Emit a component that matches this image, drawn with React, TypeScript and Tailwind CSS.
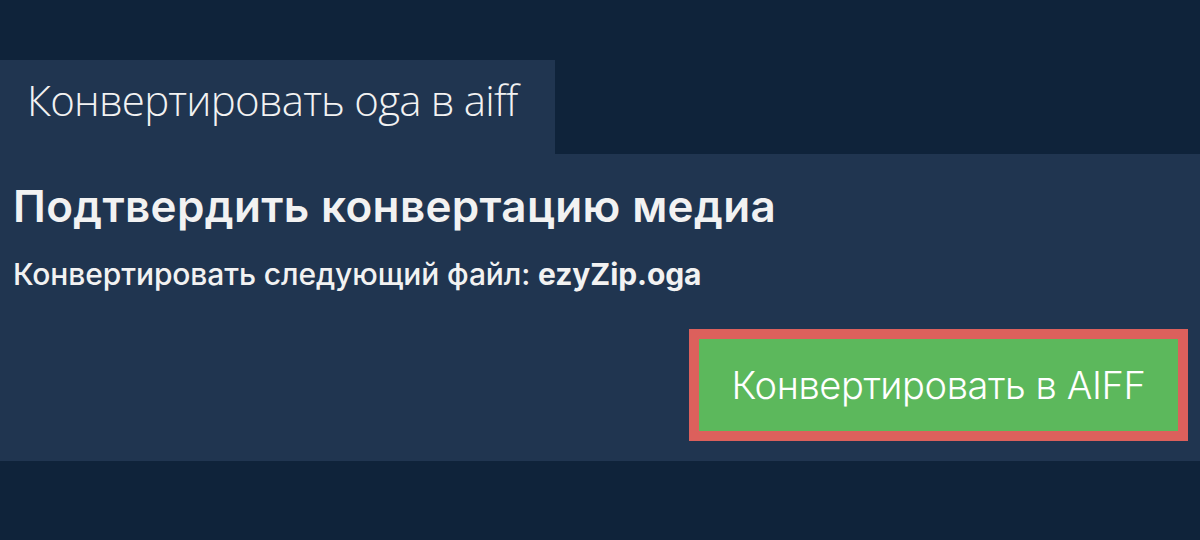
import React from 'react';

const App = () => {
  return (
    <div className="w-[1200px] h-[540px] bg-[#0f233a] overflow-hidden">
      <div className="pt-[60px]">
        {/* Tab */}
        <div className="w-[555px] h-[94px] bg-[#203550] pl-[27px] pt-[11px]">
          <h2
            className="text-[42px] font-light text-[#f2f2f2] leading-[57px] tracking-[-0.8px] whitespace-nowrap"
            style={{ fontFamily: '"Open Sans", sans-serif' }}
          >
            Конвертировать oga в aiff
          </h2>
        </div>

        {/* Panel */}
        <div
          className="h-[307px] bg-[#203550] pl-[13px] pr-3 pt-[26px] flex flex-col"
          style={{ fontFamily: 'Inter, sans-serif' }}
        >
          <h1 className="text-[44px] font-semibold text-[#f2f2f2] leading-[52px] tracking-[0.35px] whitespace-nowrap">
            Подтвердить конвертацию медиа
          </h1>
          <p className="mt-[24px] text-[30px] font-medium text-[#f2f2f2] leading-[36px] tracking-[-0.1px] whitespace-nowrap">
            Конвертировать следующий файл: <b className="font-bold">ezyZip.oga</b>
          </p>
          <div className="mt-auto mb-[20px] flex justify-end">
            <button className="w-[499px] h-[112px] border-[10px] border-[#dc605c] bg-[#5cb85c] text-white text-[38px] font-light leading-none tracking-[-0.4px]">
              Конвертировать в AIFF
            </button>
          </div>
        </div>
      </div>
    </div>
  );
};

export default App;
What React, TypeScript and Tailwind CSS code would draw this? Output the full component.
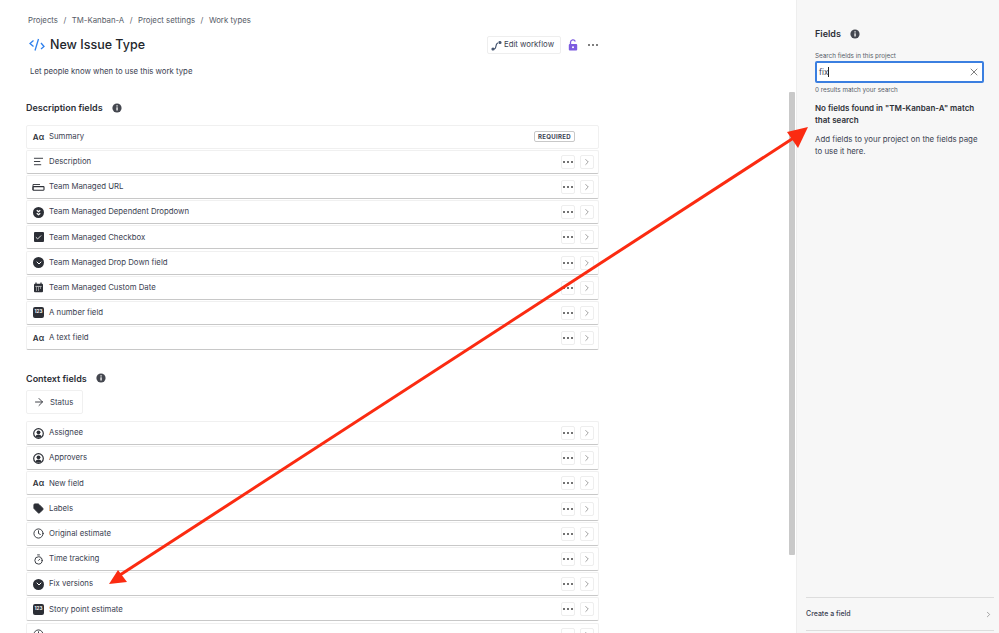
☆ ☆ ☆ ☆
## What this task involves
Leave out the pictures. Transcribe only the lines above, from the first through the one that contains "import React from 'react';".

## Correct output
Emit a component that matches this image, drawn with React, TypeScript and Tailwind CSS.
import React from 'react';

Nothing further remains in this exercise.